L’on aime toujours à perte. Comment comprendre que cela nous apporte cependant un plus d’existence. Il faut encore une fois comprendre pour cela le collectionneur ou l’avare en se défaisant de l’idée que c’est dans la possession, que c’est la possession qui leur apporte ce degré supérieur d’existence, c’est la société qui nous le fait penser ainsi, c’est dans son état d’esprit qui est le nôtre mal compris. Ce n’est pas tant en effet que nous possédons ces choses ou ces êtres plutôt que nous sommes possédés par ces choses ou ces êtres qui nous font être davantage.

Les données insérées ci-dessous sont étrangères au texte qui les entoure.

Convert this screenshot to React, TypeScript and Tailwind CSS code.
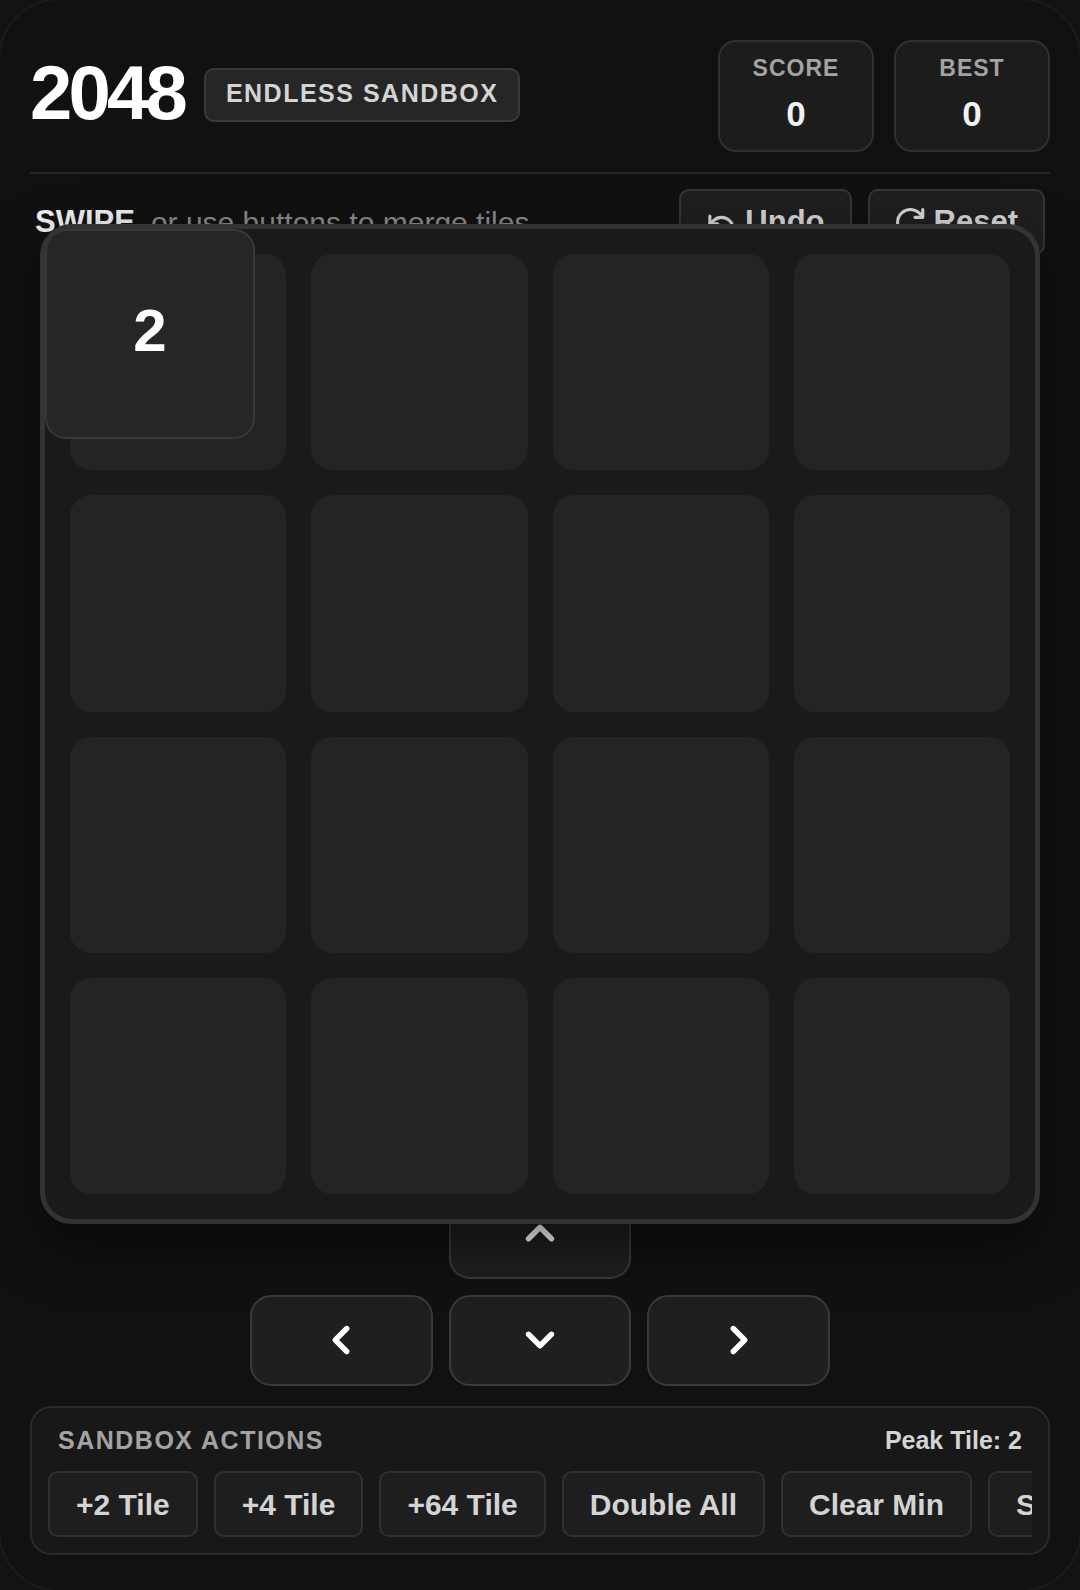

Mais pour cela il faut s’impliquer et pas à moitié sinon de tout son être. On ne peut pas tricher. On ne peut pas tricher avec la vie pas plus qu’avec les êtres en commençant par nous-même. De ce degré d’implication procèdera le degré d’existence et ce que l’on dit de l’argent on peut le dire de l’existence : on perd sa vie à la gagner ; et ceux qui aiment l’existence comme ceux qui aiment l’argent sont prêt à beaucoup perdre pour beaucoup gagner. Ils perdront finalement mais ils auront vécu à un degré d’existence insoupçonné de ceux qui n’ont pas tant investit dans la vie comme dans l’amour (qui on l’a vu n’est pas que le bonheur).

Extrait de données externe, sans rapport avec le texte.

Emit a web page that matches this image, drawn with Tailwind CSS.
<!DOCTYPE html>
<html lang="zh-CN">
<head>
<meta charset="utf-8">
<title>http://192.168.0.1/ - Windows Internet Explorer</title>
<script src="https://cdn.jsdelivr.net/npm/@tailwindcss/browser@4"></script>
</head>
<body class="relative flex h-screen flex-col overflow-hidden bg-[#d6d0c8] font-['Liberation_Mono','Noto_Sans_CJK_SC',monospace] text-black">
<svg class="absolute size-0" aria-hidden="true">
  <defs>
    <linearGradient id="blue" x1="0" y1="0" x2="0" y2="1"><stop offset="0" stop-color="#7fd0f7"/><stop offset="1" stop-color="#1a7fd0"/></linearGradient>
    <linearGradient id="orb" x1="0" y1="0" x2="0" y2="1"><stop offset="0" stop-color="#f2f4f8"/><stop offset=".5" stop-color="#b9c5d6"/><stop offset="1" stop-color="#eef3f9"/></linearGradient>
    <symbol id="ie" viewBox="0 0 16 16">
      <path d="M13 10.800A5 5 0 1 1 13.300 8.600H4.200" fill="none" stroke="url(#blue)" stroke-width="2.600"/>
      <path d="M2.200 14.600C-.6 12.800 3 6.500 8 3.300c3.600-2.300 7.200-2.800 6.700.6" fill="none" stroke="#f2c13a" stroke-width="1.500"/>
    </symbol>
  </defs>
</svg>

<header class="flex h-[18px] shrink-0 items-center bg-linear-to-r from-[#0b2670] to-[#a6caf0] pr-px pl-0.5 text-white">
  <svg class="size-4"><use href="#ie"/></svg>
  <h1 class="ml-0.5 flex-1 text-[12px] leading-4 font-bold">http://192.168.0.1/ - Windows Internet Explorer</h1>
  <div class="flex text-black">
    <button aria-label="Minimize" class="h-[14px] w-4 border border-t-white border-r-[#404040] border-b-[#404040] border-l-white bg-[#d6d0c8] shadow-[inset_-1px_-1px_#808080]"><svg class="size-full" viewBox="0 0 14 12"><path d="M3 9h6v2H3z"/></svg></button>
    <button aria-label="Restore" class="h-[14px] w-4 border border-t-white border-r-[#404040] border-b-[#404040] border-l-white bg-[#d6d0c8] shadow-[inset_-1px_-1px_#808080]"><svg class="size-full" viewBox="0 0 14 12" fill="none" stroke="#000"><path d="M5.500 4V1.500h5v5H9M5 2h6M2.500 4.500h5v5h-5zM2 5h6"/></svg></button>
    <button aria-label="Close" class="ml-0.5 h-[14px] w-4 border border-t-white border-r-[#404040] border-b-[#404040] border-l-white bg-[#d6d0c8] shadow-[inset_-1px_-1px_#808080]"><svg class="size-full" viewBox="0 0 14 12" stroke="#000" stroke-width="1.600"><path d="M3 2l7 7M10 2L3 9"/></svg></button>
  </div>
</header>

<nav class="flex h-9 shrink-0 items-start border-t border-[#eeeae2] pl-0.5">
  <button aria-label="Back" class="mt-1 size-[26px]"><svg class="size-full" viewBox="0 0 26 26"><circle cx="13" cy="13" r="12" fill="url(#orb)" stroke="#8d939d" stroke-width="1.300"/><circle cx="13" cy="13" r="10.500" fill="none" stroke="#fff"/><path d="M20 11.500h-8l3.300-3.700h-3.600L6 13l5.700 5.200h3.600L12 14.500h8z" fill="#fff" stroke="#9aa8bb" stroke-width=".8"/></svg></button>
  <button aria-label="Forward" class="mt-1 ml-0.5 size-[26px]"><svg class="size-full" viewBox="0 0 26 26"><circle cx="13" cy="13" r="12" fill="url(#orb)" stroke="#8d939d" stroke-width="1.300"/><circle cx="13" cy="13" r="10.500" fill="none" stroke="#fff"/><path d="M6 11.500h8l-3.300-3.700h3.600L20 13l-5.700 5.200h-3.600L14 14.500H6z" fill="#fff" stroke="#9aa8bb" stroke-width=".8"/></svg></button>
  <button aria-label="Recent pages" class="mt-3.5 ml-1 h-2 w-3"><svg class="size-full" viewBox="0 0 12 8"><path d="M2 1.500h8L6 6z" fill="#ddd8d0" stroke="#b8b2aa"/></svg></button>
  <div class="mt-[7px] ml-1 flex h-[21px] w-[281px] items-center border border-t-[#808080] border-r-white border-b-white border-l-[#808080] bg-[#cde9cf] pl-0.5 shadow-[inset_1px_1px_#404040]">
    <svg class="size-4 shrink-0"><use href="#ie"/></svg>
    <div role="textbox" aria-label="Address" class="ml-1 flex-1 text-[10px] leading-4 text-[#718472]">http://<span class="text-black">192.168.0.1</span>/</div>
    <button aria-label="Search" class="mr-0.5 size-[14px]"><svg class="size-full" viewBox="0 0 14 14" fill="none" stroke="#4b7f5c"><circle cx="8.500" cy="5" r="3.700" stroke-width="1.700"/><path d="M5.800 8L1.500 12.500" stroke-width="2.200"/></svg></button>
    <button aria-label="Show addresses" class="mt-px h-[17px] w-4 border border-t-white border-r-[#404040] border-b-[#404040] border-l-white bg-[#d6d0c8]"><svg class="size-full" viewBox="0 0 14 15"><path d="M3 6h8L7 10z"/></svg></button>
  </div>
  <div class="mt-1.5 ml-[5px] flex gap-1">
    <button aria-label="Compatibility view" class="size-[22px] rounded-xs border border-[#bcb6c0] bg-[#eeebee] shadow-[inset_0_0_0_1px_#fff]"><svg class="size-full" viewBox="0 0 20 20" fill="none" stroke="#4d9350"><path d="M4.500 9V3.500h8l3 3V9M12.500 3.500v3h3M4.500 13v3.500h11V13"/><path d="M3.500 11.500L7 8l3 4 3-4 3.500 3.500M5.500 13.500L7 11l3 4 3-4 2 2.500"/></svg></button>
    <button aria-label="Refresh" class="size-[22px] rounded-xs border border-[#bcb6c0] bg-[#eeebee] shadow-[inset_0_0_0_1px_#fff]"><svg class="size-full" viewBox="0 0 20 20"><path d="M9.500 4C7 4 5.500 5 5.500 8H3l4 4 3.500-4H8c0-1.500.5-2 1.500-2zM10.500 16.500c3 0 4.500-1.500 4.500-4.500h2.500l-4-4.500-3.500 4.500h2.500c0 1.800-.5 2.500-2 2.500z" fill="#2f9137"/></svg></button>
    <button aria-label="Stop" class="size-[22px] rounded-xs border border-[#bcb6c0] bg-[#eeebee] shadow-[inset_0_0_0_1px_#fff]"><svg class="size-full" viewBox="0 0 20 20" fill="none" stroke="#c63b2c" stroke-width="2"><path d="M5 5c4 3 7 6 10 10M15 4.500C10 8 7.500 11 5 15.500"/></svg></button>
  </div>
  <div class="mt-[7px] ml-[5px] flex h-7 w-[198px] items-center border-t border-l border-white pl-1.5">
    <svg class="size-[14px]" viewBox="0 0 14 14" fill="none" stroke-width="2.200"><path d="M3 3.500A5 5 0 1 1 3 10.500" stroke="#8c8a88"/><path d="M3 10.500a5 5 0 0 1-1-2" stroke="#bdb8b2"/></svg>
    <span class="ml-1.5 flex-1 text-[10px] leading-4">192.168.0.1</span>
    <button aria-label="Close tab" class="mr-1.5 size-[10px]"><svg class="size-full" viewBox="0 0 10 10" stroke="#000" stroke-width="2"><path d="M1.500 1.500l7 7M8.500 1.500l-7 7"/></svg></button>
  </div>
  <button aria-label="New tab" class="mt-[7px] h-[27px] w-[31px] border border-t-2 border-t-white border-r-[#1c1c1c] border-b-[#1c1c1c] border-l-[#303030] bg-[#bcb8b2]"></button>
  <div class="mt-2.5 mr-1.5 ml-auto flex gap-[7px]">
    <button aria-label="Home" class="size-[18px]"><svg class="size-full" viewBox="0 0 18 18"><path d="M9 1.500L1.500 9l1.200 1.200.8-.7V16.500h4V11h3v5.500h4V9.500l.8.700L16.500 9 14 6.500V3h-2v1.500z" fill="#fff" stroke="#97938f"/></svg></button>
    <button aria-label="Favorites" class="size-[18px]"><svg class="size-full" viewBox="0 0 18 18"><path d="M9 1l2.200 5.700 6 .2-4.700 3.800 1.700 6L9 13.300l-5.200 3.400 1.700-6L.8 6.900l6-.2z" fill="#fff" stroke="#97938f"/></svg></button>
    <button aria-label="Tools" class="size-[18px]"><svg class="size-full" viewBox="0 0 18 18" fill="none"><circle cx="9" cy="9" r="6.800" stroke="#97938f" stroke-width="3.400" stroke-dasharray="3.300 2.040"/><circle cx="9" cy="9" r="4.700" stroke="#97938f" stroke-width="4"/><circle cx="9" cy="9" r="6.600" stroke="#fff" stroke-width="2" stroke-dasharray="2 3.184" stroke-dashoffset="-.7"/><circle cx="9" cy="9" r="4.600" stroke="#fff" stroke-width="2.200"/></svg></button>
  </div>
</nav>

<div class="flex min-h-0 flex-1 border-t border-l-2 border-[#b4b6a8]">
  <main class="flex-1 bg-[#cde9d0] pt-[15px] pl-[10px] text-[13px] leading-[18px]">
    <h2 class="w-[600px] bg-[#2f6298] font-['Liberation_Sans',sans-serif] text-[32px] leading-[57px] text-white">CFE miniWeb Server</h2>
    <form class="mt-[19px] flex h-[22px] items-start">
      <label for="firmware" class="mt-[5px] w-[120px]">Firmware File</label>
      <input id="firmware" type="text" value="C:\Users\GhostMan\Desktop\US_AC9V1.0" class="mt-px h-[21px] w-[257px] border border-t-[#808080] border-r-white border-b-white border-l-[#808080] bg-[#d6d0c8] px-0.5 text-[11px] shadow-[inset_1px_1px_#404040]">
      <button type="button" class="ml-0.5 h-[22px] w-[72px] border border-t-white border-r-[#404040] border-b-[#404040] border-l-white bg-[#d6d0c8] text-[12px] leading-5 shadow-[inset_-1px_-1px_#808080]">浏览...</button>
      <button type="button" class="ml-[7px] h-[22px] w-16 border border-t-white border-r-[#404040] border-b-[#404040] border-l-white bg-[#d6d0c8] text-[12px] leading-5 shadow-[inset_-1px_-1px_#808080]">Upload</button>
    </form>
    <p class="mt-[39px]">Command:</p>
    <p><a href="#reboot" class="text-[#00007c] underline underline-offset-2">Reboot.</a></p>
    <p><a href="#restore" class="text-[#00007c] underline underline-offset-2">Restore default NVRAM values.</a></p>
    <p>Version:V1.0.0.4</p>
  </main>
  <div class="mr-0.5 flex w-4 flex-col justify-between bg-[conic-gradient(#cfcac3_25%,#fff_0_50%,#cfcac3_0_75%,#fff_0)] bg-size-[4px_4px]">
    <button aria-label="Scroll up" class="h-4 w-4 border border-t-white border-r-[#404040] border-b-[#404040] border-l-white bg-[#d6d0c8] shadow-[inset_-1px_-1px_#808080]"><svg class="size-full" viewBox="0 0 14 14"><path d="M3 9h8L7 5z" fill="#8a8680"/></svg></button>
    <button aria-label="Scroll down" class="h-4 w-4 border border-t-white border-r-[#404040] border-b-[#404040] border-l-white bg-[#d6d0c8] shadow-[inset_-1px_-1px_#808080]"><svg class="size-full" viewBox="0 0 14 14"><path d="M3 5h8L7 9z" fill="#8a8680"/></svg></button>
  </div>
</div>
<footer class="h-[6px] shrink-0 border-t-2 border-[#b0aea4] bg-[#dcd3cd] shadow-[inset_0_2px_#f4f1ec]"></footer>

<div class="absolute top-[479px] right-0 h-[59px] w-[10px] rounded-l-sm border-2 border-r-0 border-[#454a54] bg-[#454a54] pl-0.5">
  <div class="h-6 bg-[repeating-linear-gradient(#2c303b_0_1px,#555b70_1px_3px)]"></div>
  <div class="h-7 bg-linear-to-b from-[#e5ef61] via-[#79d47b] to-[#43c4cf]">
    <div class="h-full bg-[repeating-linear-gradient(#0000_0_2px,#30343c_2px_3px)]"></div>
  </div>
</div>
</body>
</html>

C'est qu'en dehors de l’amour il ne semble pas à monsieur Tartempion qu’il y ait rien qui puisse l’élever au-dessus du degré zéro d’existence, comme qui dirait au-dessus du niveau de la mer, et l’on comprend mieux alors pourquoi l’amour le rend si contemplatif. Tout plutôt alors le rabaisse à la plus plate existence et à s’impliquer le moins possible. Il veut le moins perdre et le plus gagner. C’est un esprit petit, chétif, craintif, et c’est celui de la société bourgeoise qui s’est imprimé en lui comme un message publicitaire en vantant un bonheur à bas prix et pourquoi pas gratuit. Il ne connaît pas le prix élevé de la vie et qui exige de lui qu’il s’élève. Il ne sait pas qu’il gagnera autant de degrés d’existence qu’il s’élèvera et que quand on croira qu’il a tout donné à la vie c’est la vie qui lui aura tout donné. Il n’est pas besoin pour cela de croire en l’au-delà. C’est la récompense ici-bas : atteindre son plus haut degré d’existence.